The structure of premixed methane-air flames with large activation energy

Abstract

We examine the structure of both lean and stoichiometric premixed methane-air flames with a reduced reaction mechanism. Our starting point is a four-step, C 1 -chain mechanism that has been derived previously using a series of steady-state and partial equilibrium assumptions. This same mechanism has been adopted in several recent asymptotic studies that have used the ratio of the branching to propagating reactions as the perturbation parameter to analyze the fuel consumption zone within the flame structure. In the present study, we assume that the activation energy of the intermediate reactions in the fuel consumption zone are sufficiently large to employ the method of large activation energy asymptotics. We obtain temperature and species profiles, as well as a structure problem whose solution determines the burning rate eigenvalue in terms of a parameter that represents the ratio of branching to terminating reactions.
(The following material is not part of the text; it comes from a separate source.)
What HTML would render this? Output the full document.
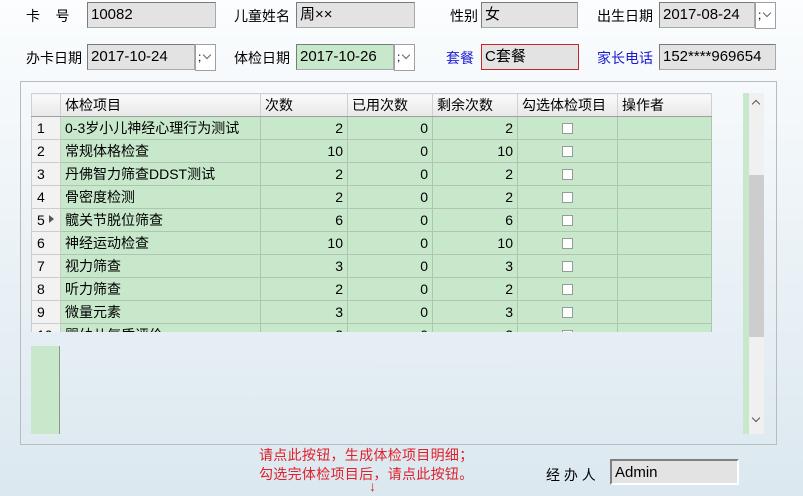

When this parameter is set to zero, the results of previous rate-ratio analyses are recovered. In the opposite limit that this parameter becomes large, the structure reduces to that of Liñán's premixed burning regime. In both limiting cases, we determine the parametric dependence of the burning rate on equivalence ratio, pressure, and the ratio of competing rates of branching and termination reactions. The trends are found to be largely in agreement with experimental observations. One advantage of the present approach is that the exponentially nonlinear reaction rate terms are retained, thus permitting the study of the response of methane-air flames to small perturbations.